The final stage before completing the transaction is negotiating the Share Purchase Agreement (SPA), the formal contract that finalises the sale. This document will outline the exact terms and conditions of the sale, and unlike the Heads of Terms, it is legally binding.

Key elements of the SPA include:

  • The final purchase price
  • The exact structure of the deal (are you buying shares or assets?)
  • Warranties and indemnities to protect you in case something goes wrong
  • Completion date and any post-completion conditions

Your solicitor will be heavily involved at this stage, ensuring the contract protects you and that the terms reflect what was agreed during negotiations.

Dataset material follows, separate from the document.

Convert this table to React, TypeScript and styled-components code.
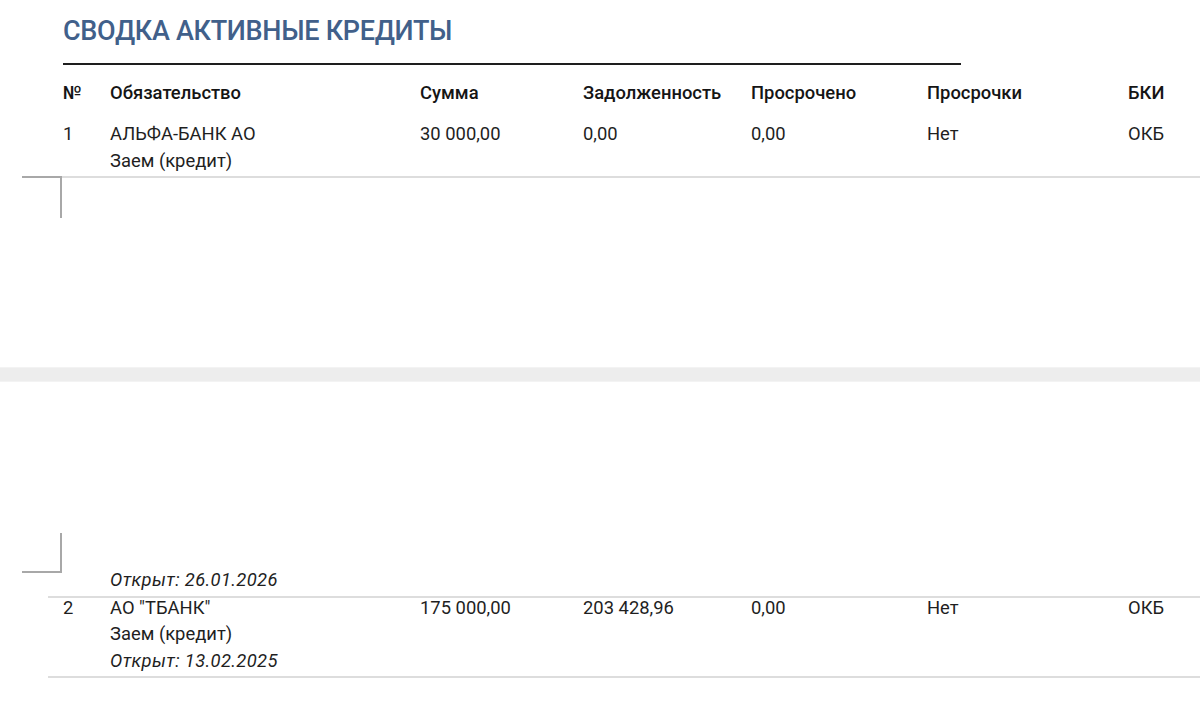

8. Completion and Taking Over the Business

Once the SPA is signed, the funds are transferred, and the legalities are finalised, the deal is complete! The ownership of the business is transferred to you, and you can start implementing your vision for the company.

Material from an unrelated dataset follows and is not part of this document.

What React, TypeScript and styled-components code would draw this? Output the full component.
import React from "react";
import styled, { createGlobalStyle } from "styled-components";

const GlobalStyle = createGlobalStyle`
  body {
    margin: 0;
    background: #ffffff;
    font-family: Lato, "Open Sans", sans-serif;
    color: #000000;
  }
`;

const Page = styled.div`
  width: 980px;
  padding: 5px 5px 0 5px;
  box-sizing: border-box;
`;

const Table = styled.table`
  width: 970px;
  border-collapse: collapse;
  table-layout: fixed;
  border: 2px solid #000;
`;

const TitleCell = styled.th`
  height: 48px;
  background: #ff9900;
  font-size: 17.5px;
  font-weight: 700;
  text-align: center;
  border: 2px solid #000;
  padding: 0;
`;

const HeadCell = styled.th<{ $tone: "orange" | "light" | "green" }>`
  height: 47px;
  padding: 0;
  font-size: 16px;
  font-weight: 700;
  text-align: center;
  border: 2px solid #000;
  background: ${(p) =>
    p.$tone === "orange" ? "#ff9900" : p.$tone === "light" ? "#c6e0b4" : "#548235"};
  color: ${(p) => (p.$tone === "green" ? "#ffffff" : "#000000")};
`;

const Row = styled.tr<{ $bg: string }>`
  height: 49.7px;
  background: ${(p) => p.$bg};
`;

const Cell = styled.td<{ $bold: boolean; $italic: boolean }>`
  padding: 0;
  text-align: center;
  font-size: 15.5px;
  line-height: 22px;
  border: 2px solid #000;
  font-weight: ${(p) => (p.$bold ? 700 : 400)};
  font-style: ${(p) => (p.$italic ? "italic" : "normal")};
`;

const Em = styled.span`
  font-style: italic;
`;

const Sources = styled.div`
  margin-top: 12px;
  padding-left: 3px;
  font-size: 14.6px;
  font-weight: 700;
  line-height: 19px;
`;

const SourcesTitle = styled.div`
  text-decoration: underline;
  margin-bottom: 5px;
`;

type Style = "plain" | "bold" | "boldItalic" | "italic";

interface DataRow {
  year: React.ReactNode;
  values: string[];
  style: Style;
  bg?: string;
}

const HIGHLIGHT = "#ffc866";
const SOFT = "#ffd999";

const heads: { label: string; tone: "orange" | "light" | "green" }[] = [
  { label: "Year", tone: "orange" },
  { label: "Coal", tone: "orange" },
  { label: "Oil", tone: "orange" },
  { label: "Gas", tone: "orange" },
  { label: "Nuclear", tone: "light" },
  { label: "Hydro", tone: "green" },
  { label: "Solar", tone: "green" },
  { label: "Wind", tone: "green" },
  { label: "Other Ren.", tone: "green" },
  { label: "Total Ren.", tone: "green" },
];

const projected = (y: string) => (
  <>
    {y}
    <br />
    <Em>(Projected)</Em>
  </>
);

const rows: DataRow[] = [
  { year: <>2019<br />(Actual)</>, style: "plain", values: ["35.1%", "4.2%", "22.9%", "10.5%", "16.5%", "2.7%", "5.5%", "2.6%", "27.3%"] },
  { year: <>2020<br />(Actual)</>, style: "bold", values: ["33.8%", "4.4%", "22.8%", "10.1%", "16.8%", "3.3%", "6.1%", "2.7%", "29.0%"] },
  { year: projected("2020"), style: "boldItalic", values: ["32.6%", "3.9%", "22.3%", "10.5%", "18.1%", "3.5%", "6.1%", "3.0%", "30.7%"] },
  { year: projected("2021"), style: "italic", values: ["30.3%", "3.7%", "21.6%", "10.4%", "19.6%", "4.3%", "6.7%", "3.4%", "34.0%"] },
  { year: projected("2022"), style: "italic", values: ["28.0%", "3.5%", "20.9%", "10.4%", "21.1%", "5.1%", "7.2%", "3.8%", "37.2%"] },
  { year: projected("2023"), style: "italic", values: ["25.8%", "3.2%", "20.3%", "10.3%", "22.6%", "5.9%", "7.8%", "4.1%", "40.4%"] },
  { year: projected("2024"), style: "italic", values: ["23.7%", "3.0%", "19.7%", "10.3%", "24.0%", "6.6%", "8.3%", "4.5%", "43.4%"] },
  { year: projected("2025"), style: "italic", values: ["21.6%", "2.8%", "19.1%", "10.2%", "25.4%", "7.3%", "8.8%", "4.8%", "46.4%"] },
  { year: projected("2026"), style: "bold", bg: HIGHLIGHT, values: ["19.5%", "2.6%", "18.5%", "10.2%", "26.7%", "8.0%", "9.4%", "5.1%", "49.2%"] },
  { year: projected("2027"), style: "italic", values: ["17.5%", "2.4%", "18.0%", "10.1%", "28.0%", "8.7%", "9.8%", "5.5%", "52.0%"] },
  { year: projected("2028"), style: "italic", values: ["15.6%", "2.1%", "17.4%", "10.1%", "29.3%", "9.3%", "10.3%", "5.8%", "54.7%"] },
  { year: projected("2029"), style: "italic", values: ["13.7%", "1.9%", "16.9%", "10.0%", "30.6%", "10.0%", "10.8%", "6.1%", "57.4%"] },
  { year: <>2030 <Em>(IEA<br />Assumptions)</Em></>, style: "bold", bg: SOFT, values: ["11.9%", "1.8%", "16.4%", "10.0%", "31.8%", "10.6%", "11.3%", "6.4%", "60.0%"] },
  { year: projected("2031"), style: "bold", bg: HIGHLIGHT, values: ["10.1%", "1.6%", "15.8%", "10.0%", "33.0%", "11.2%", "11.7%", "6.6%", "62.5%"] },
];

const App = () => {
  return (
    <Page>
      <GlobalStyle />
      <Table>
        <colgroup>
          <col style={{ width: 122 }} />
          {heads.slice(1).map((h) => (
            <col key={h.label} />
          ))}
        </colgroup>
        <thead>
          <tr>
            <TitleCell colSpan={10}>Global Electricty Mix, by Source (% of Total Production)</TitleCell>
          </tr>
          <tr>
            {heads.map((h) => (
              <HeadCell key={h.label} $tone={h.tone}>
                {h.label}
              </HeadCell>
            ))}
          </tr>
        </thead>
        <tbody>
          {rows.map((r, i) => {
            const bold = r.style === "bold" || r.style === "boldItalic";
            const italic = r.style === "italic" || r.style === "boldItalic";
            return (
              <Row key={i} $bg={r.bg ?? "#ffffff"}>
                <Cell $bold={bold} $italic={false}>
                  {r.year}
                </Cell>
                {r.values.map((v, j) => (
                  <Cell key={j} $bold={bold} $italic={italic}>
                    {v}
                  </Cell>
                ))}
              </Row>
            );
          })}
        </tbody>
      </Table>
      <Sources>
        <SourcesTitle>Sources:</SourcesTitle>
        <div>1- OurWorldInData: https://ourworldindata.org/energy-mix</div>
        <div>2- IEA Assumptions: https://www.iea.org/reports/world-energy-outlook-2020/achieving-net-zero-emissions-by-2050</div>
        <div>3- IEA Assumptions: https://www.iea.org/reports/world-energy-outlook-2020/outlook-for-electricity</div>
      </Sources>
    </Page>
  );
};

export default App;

However, the work doesn’t stop there. It’s essential to have a transition plan in place to ensure a smooth handover, especially if key staff or the seller will be staying on for a period. It’s also important to keep the business running smoothly during the transition, so you don’t lose momentum or customers. Knowing how to integrate acquired companies effectively weighs heavily on the ongoing success or failure of the company.

Final Thoughts

Buying a business is a multi-step process that requires careful planning, expert advice, and strong negotiation skills. From the initial search to the final handover, every stage is crucial in ensuring you make a wise investment that aligns with your goals. By understanding the key processes involved, you’ll be better prepared to navigate the complexities of the transaction and successfully acquire a business that’s right for you.